Ask HN: DeepSeek V3's AI Code Review Performance – A Reality Check with Data

by Jet_Xu on 12/30/2024, 7:05:43 AM with 1 comments

I recently conducted a detailed benchmark of various LLMs for AI code review, specifically focusing on Pull Request analysis. The results were quite surprising and contradict some recent marketing claims.

Test setup:

  Models tested: Mistral-Large-2411, Gemini 2.0 Flash (thinking-exp-1219), Mistral-Nemo-12B, DeepSeek V3, and "a ReAct AI Agent(also based on Mistral-Nemo-12B)" implementation
  
  Consistent testing environment: Same prompts, temperature settings, and max_tokens (8192 for DeepSeek)
  
  Test data: Real-world PRs from various open-source projects (all in English)
  
  Evaluation: Results were assessed by Claude 3.5 Sonnet V2 for consistency

Results (in order of performance):

  1. Gemini 2.0 Flash (thinking-exp-1219) - it has the best in depth code review result, but the output format could not fulfill requirement perfectly (compare with Mistral AI models)
  
  2. Mistral-Large-2411
  
  3. Mistral-Nemo-12B + ReAct AI Agent
  
  4. DeepSeek V3
  
  5. Mistral-Nemo-12B

Key findings:

  - Despite recent marketing claims, DeepSeek V3 only marginally outperformed a 12B model from July
  
  - The price-performance ratio is concerning, especially after their February 8th pricing changes
  
  - Larger parameter count (671B) didn't translate to better PR review quality

For transparency: I developed LlamaPReview (<https://jetxu-llm.github.io/LlamaPReview-site/>), a GitHub App for automated PR reviews, which I used its core code as the testing framework. The app is free and can help you reproduce PR review efforts.

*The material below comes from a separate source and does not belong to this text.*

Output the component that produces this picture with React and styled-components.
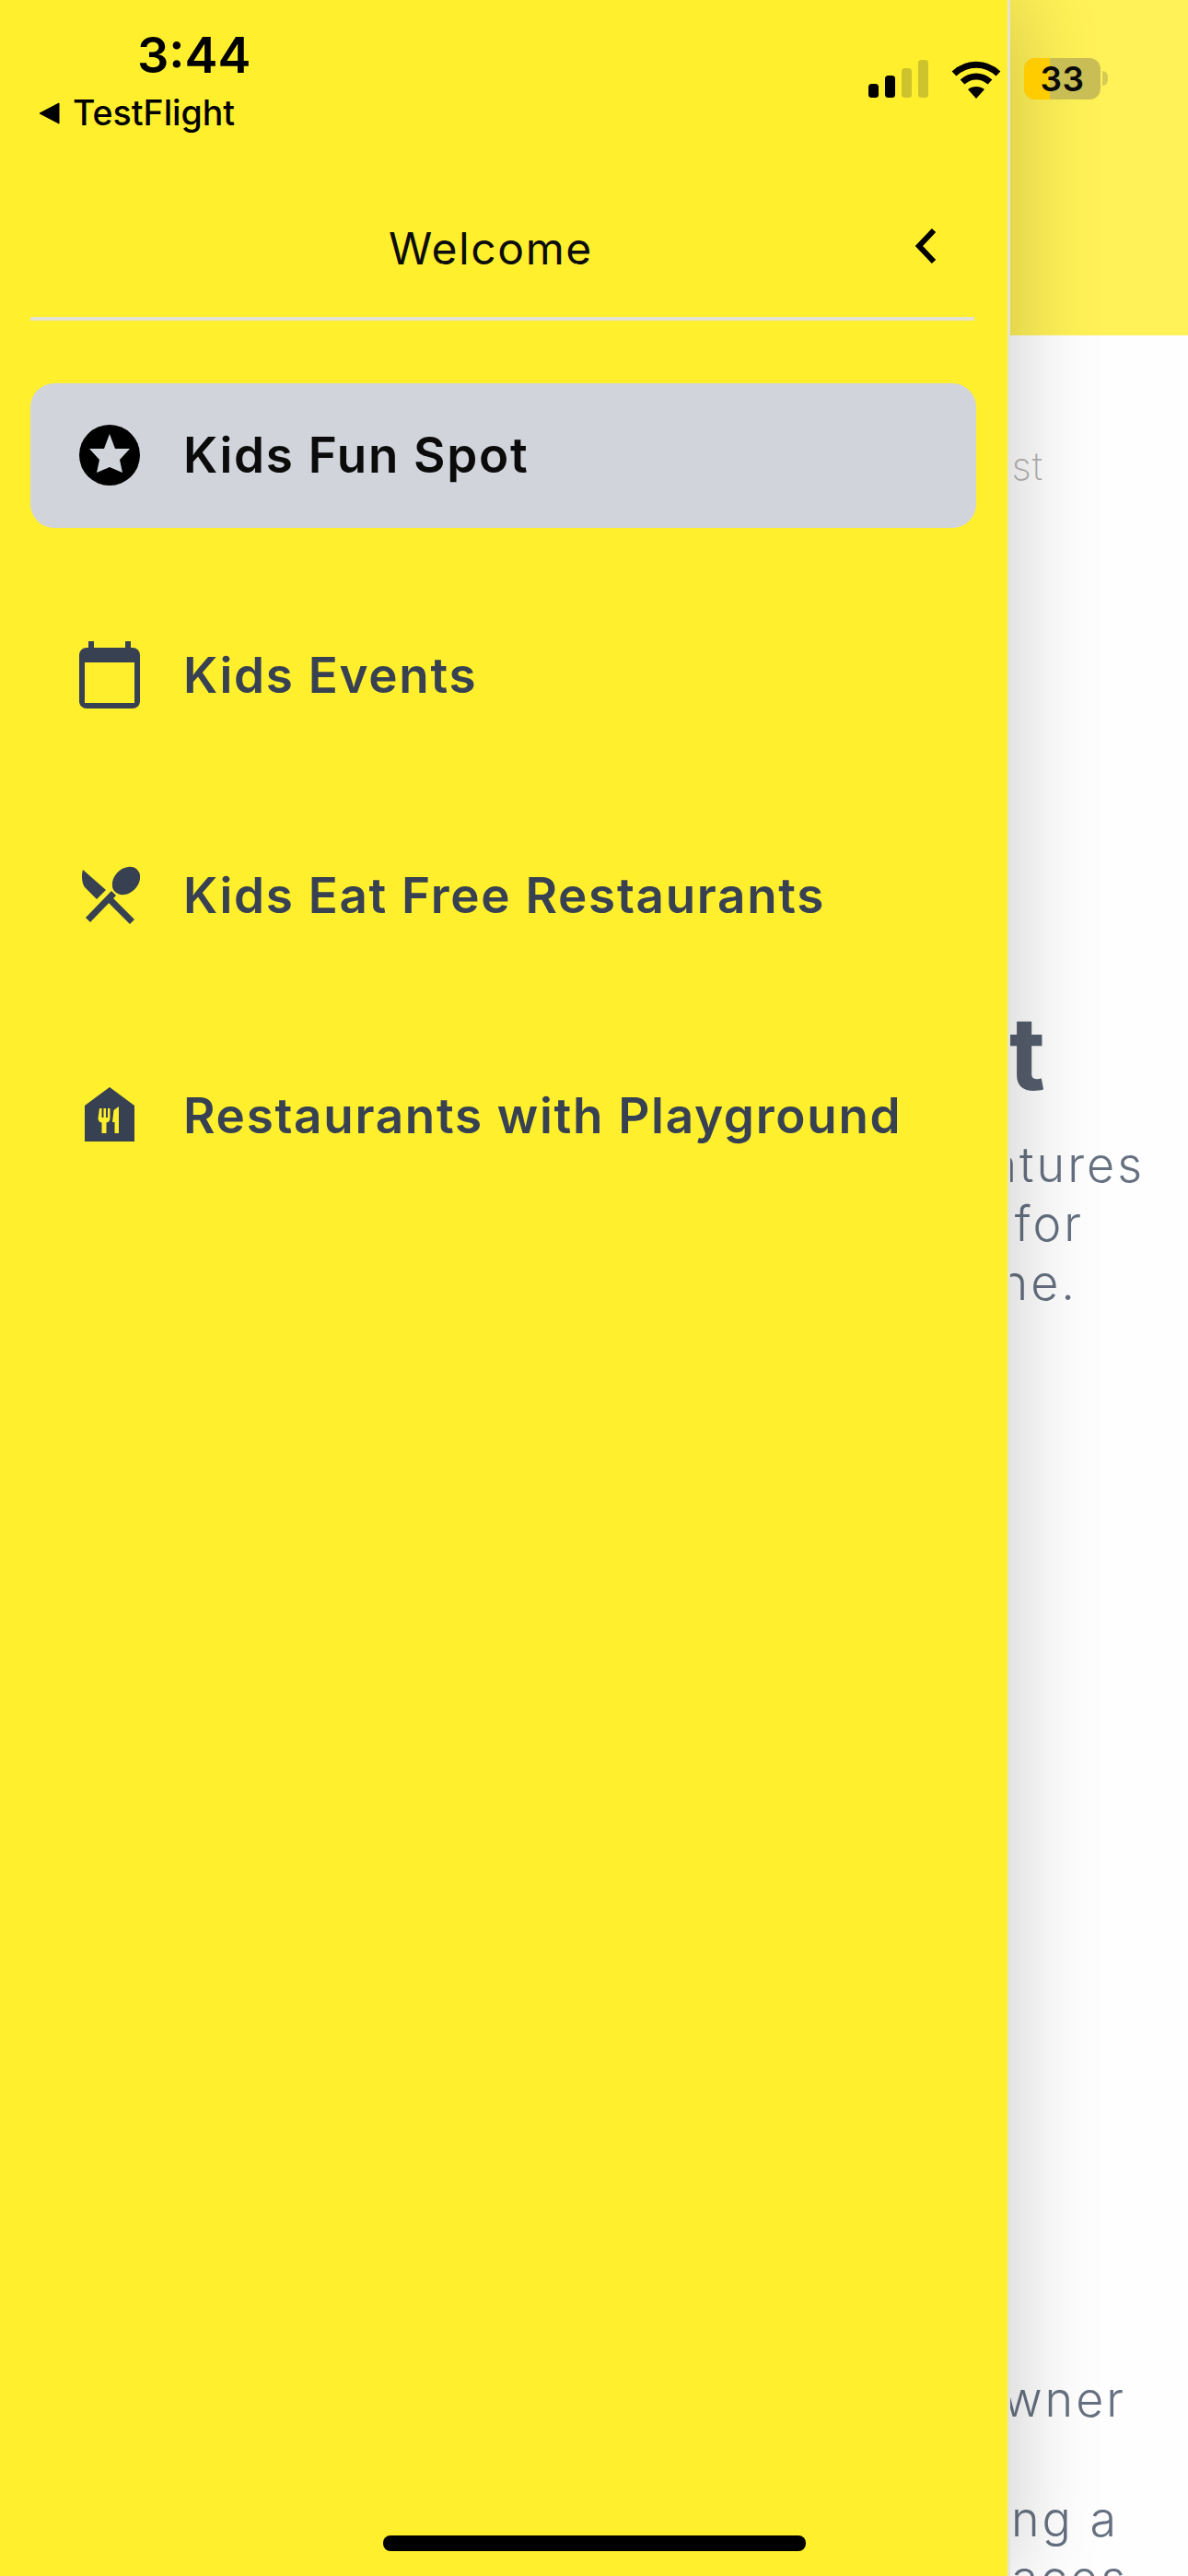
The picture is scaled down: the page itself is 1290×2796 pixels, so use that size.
import React from 'react';
import styled, { createGlobalStyle } from 'styled-components';

const YELLOW = '#FFEF2D';
const SLATE = '#374151';
const BODY_FONT = '"Inter", "Noto Sans", sans-serif';

const GlobalStyle = createGlobalStyle`
  html, body {
    margin: 0;
    padding: 0;
    background: #fff;
  }
  * {
    box-sizing: border-box;
  }
`;

const Screen = styled.div`
  position: relative;
  width: 1290px;
  height: 2796px;
  overflow: hidden;
  display: flex;
  font-family: ${BODY_FONT};
`;

/* drawer */
const Drawer = styled.aside`
  flex: 0 0 1094px;
  position: relative;
  z-index: 2;
  height: 100%;
  padding: 0 33px;
  background: ${YELLOW};
  border-right: 3px solid ${YELLOW};
  box-shadow: 3px 0 0 #e4e4d4, 6px 0 90px rgba(0, 0, 0, 0.2);
`;

const DrawerHeader = styled.header`
  height: 348px;
  padding: 0 41px 45px 39px;
  display: flex;
  align-items: flex-end;
  border-bottom: 4px solid #e3e3cf;
`;

const DrawerTitle = styled.h1`
  flex: 1;
  margin: 0;
  text-align: center;
  font-size: 48px;
  line-height: 58px;
  font-weight: 400;
  letter-spacing: 1.6px;
  color: #0c0c0c;
`;

const BackIcon = styled.svg`
  width: 23px;
  height: 40px;
  margin-bottom: 12px;
`;

const Nav = styled.nav`
  margin: 68px -2px 0 0;
  display: flex;
  flex-direction: column;
  gap: 82px;
`;

const NavRow = styled.a`
  height: 157px;
  padding-left: 53px;
  display: flex;
  align-items: center;
  gap: 47px;
  border-radius: 26px;
  background: ${(p) => (p.$active ? '#D1D5DB' : 'transparent')};
  color: ${(p) => (p.$active ? '#0b0b0b' : SLATE)};
`;

const NavIcon = styled.svg`
  flex: 0 0 66px;
  width: 66px;
  height: 76px;
`;

const NavLabel = styled.span`
  font-size: 53px;
  line-height: 60px;
  margin-top: -2px;
  font-weight: 600;
  letter-spacing: 1.7px;
  white-space: nowrap;
`;

/* page behind the drawer */
const Page = styled.main`
  flex: 1;
  min-width: 0;
  height: 100%;
  display: flex;
  flex-direction: column;
  background: #fefefe;
`;

const PageHeader = styled.div`
  flex: 0 0 364px;
  background: #fff157;
`;

const Crumb = styled.div`
  margin-top: 122px;
  height: 40px;
  padding-right: 157px;
  display: flex;
  justify-content: flex-end;
  font-size: 42px;
  line-height: 40px;
  font-weight: 200;
  letter-spacing: 1px;
  color: #b4b4b4;
`;

const Heading = styled.div`
  margin-top: 557px;
  height: 120px;
  padding-right: 155px;
  display: flex;
  justify-content: flex-end;
  font-size: 110px;
  line-height: 120px;
  font-weight: 700;
  color: #555e6d;
`;

const Paragraph = styled.div`
  margin-top: ${(p) => p.$top}px;
  display: flex;
  flex-direction: column;
`;

const Line = styled.div`
  height: 64px;
  display: flex;
  justify-content: flex-end;
  padding-right: ${(p) => p.$right}px;
  font-size: 52px;
  line-height: 64px;
  font-weight: 300;
  letter-spacing: 3px;
  white-space: nowrap;
  color: #667080;
`;

/* iOS chrome on top of everything */
const StatusBar = styled.div`
  position: absolute;
  z-index: 3;
  top: 0;
  left: 0;
  width: 100%;
  padding: 28px 0 0 41px;
  display: flex;
  justify-content: space-between;
  color: #000;
`;

const StatusLeft = styled.div`
  display: flex;
  flex-direction: column;
`;

const Clock = styled.div`
  padding-left: 108px;
  font-size: 54px;
  line-height: 64px;
  font-weight: 600;
`;

const BackToApp = styled.div`
  margin-top: 9px;
  display: flex;
  align-items: center;
  gap: 14px;
  font-size: 37.5px;
  line-height: 44px;
  font-weight: 500;
`;

const BackCaret = styled.svg`
  width: 24px;
  height: 28px;
`;

const StatusRight = styled.div`
  width: 347px;
  padding-top: 37px;
  display: flex;
  align-items: flex-start;
`;

const Signal = styled.svg`
  width: 65px;
  height: 41px;
`;

const Wifi = styled.svg`
  width: 54px;
  height: 42px;
  margin-left: 25px;
`;

const Battery = styled.div`
  position: relative;
  width: 83px;
  height: 45px;
  margin: -2px 0 0 25px;
  border-radius: 12px;
  overflow: hidden;
  background: #c9be55;
  display: flex;
  align-items: center;
  justify-content: center;
  font-size: 37px;
  font-weight: 600;
  letter-spacing: 0.5px;
  color: #0a0a0a;

  &::before {
    content: '';
    position: absolute;
    inset: 0 auto 0 0;
    width: 28px;
    background: #ffcc00;
  }

  span {
    position: relative;
  }
`;

const BatteryNub = styled.div`
  width: 6px;
  height: 16px;
  margin: 12px 0 0 2px;
  border-radius: 0 8px 8px 0;
  background: #d6cb55;
`;

const HomeBar = styled.div`
  position: absolute;
  z-index: 3;
  left: 416px;
  bottom: 27px;
  width: 459px;
  height: 17px;
  border-radius: 8px;
  background: #000;
`;

const StarIcon = () => (
  <NavIcon viewBox="0 0 66 76">
    <circle cx="33" cy="37" r="33" fill="#000" />
    <polygon
      fill="#D1D5DB"
      points="33,14 39,30 55,30 44,42 47,56 33,50 19,56 22,42 11,30 27,30"
    />
  </NavIcon>
);

const CalendarIcon = () => (
  <NavIcon viewBox="0 0 66 76">
    <path
      fill={SLATE}
      fillRule="evenodd"
      d="M10 0h6v7h34V0h6v7h2a8 8 0 0 1 8 8v50a8 8 0 0 1-8 8H8a8 8 0 0 1-8-8V15a8 8 0 0 1 8-8h2zM6 23v44h54V23z"
    />
  </NavIcon>
);

const CutleryIcon = () => (
  <NavIcon viewBox="0 0 66 76">
    <g fill={SLATE}>
      <ellipse cx="51" cy="21" rx="17" ry="13" transform="rotate(-45 51 21)" />
      <path d="M35 32l5 5L12 66l-5-5z" />
      <path d="M4 9l25 22-10 10L6 28C3 24 2 15 4 9z" />
      <path d="M31 44l5-5 24 24-5 5z" />
    </g>
  </NavIcon>
);

const HouseIcon = () => (
  <NavIcon viewBox="0 0 66 76">
    <path fill={SLATE} d="M33 6l27 20v39H6V26z" />
    <path
      fill={YELLOW}
      d="M22 29h2.500v10h2V29h2.500v10h2V29h2.500v11c0 2.500-1.500 4-4 4.500V56h-5V44.500c-2.500-.5-4-2-4-4.500zM37.500 31l5.500-4v29h-4.500V44H36z"
    />
  </NavIcon>
);

const menu = [
  { label: 'Kids Fun Spot', Icon: StarIcon, active: true },
  { label: 'Kids Events', Icon: CalendarIcon },
  { label: 'Kids Eat Free Restaurants', Icon: CutleryIcon },
  { label: 'Restaurants with Playground', Icon: HouseIcon },
];

const bars = [
  { x: 0, h: 15, on: true },
  { x: 18, h: 24, on: true },
  { x: 36, h: 32 },
  { x: 54, h: 41 },
];

const App = () => (
  <Screen>
    <GlobalStyle />
    <Drawer>
      <DrawerHeader>
        <DrawerTitle>Welcome</DrawerTitle>
        <BackIcon viewBox="0 0 23 40">
          <path d="M20 3L4 20l16 17" fill="none" stroke="#000" strokeWidth="6" />
        </BackIcon>
      </DrawerHeader>
      <Nav>
        {menu.map(({ label, Icon, active }) => (
          <NavRow key={label} $active={active}>
            <Icon />
            <NavLabel>{label}</NavLabel>
          </NavRow>
        ))}
      </Nav>
    </Drawer>

    <Page>
      <PageHeader />
      <Crumb>st</Crumb>
      <Heading>t</Heading>
      <Paragraph $top={30}>
        <Line $right={47}>atures</Line>
        <Line $right={113}>for</Line>
        <Line $right={120}>ne.</Line>
      </Paragraph>
      <Paragraph $top={1148}>
        <Line $right={67}>wner</Line>
      </Paragraph>
      <Paragraph $top={66}>
        <Line $right={75}>ng a</Line>
        <Line $right={65}>laces</Line>
      </Paragraph>
    </Page>

    <StatusBar>
      <StatusLeft>
        <Clock>3:44</Clock>
        <BackToApp>
          <BackCaret viewBox="0 0 24 28">
            <path d="M23 3v22L2 14z" fill="#000" stroke="#000" strokeLinejoin="round" />
          </BackCaret>
          TestFlight
        </BackToApp>
      </StatusLeft>
      <StatusRight>
        <Signal viewBox="0 0 65 41">
          {bars.map((b) => (
            <rect
              key={b.x}
              x={b.x}
              y={41 - b.h}
              width="11"
              height={b.h}
              rx="3.5"
              fill={b.on ? '#000' : '#cdc32c'}
            />
          ))}
        </Signal>
        <Wifi viewBox="0 0 54 42">
          <g fill="none" stroke="#000" strokeWidth="7">
            <path d="M3 15c14-13 34-13 48 0" />
            <path d="M12 24c9-8 21-8 30 0" />
          </g>
          <path d="M18 32c5-4 13-4 18 0L27 42z" fill="#000" />
        </Wifi>
        <Battery>
          <span>33</span>
        </Battery>
        <BatteryNub />
      </StatusRight>
    </StatusBar>
    <HomeBar />
  </Screen>
);

export default App;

Questions for the community:

  1. Has anyone else noticed similar performance gaps with DeepSeek V3?
  
  2. What metrics should we standardize for comparing LLM performance in specific tasks like code review?
  
  3. How much should marketing claims influence our technical evaluations?

Would love to hear your experiences and thoughts, especially from those who've tested multiple models in production environments.

by homarp on 12/30/2024, 8:04:00 AM
>Evaluation: Results were assessed by Claude 3.5 Sonnet V2 for consistency
why not doing human assessment on top... to ensure the assessment by Claude is correct?
>conducted a detailed benchmark
i suggest you post a sample for other to try to reproduce